Quote from: White Scorpion on May 28, 2006, 12:35:25 PM
Implementing an already existing alghoritm would be the easiest solution, but i want to create something unique, even if it means that i will have to spend weeks or months optimizing it.
Nice to see someone using their creativity rather than being what one of my friends calls a "code monkey" and just writing code for someone else's algorithm.
Ossa
You could also encrypt the file twice using different passwords. Even if someone lucked out and got the right password on the first round, they would never know they had. :-)
The problem with pads is their reuse on other data. The longer the pad is to reduce or remove any looping of the pad, the stronger the encryption is but if you reuse the pad on other data it gets progressively weaker. The other historical weakness of pads is occasionally you get a bit of plain text through it.
In the context of a password for an app a single pad for a single password has no known weakness if the pad is truly random, its something like this,
password
xorred to
xxxxxxxx
Where each "x" is a random character in the range of 0 to 255.
Quote from: White Scorpion on May 28, 2006, 12:35:25 PM
- using 2 passwords and multiplying them would be the same as using 1 password since that will be the result.
Your goal was to make sure that you need two passwords in order to decrypt the file. Just make sure you never send the final password. Then if somebody can obtain one of the passwords, he doesn't know the final password.
Quote from: Ossa on May 28, 2006, 12:57:27 PM
2) There are other test that can provide the same info. Generally the "bad guys" will know what sort of file they should end up with - text, exe, whatever - each of these has identifying traits - text should end up with valid ascii characters only (or mostly), exes have the MZ and PE headers with known bytes for checking purposes.
That's why I recommend compressing the file. Then you don't know it's contents, or at least it's much harder to guess.
And 32- bit seeds are indeed too short. You should have a random number generator which accepts seeds of any size.
QuoteThat's why I recommend compressing the file. Then you don't know it's contents, or at least it's much harder to guess.
Compressing might be useful to implement, but nevertheless, an attacker does usually know what kind of file he is searching for.
Think of filename, location etc etc
This of course would not be the case if it would have been an uploaded file abc.abc which would have no reference on what it should contain.
Unfortunately most files used are Office documents (.xls, .doc, .ppt, .pst) ,executables and textfiles.

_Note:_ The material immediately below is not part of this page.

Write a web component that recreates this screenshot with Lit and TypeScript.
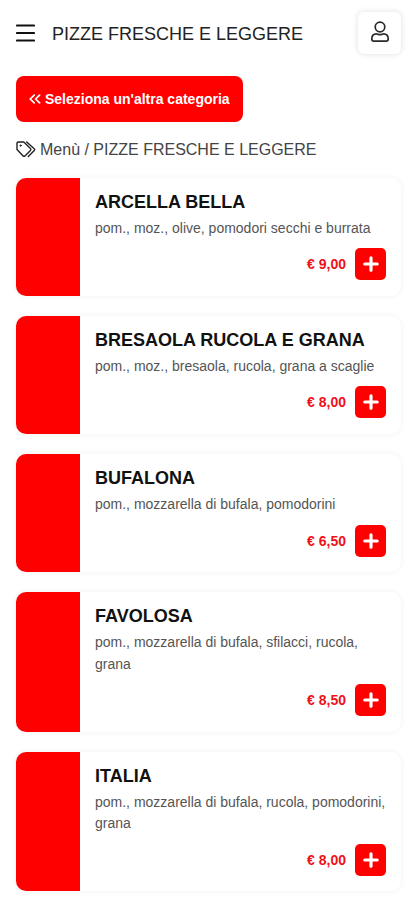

If you think of it like this it's a pretty good guess to try one of the six for a plaintext attack.
Ok, to make a long story short, this is what i need (at least):
- compress the file
- create a random generator which can use seeds of every length, or at least much longer then 4 bytes since otherwise i would have 4,294,967,296 possible seeds which of course isn't that much when talking in encryption ways.
- use a checksum to check if the file is decrypted successfully. (i'm still not convinced about this).
for the alghoritm:
- use all possible ways of linking every byte in the password so that even if one bit would change the password wouldn't work anymore. (no collisions).
examples could be:
A+B / 2 = ?
A*A+B*B = C*C --> use C (pythagoras)
A-B=?
A+B=?
A%B=?
and a whole lot (more complicated) ones.
every result could be used to pick a byte from the table and encrypt a byte from the plaintext
- take a predefined block size and start rotating and swapping bytes in the plaintext. move up one byte and do it again, etc, etc
Sorry, you lost me there... what are A, B and C? and how are they used to pick the random byte?
Ossa
sorry..
A,B,C are characters from the password, location doesn't really matter much.
How they pick... That's a good one, still thinking about that.
If i would say A*B/2= 0x45 (for example) and use the 0x45'th place in the table, i would only have a select range of numbers to pick from, since people almost always use the standard keyboard characters as a password.
So i must implement this differently, but how is still the question.
Maybe you could also be interested in rsa encryption.
I don't know if you are familiar with it, but you can use it as follows:
- You have a private key, consisting of two numbers
- Multiplying the two numbers gives you the public key. You can transmit that one. The receiver can then encrypt the file.
- The file can be transmitted
- To decrypt the file, you need the private key. (the public key won't work)
Just an idea I wanted to throw in. I can explain how it operates, if you are interested.
Stan, lets just throw in Diffie-Hellman key exchange and make a full protocol while we're at it... :bg
I think what White Scorpion is after (and correct me if I'm wrong) is to create his own encryption algo (not something that I think is the most sensible way to go, but I have to admire his determination).
Ossa
(RSA is also slow... much better to use a good block cipher for speed).
I don't know exactly what White Scorpion wants, but I wanted to throw it in anyway, as it could be useful.
But I'm also glad to help inventing a new algorithm, if that's what white scorpion is after.
public key encryption is not meant for files, because of it's speed like Ossa said, but it should be very safe.
Yeah, i do want to create my own algo, even though i know it will be a painful task.
I've already read several books on encryption methods, and i still have a few to go, but yes, i'm determined to get this to work.
Unfortunately i don't know most of the math symbols used, so that makes it harder for me to understand the formulas used.
I'm better in understanding the formula once it is written in assembly.
IMO not understanding most of the symbols used in the formulas is terrible, so i'm currently upgrading my math knowledge as well.
Like i said, it will take some time, but i'm positive it is worth it when it's finished.
white_scorpion
What about mixing two vastly different types of encryption? Use IDEA, twofish, blowfish or something similar for the first encryption. For the second one use a book encryption or vignette. So that the two different encryption schemes are really different.
It's a very good idea, i will definitely keep it in mind.
It will then become a combination of my own algo with an already existing one.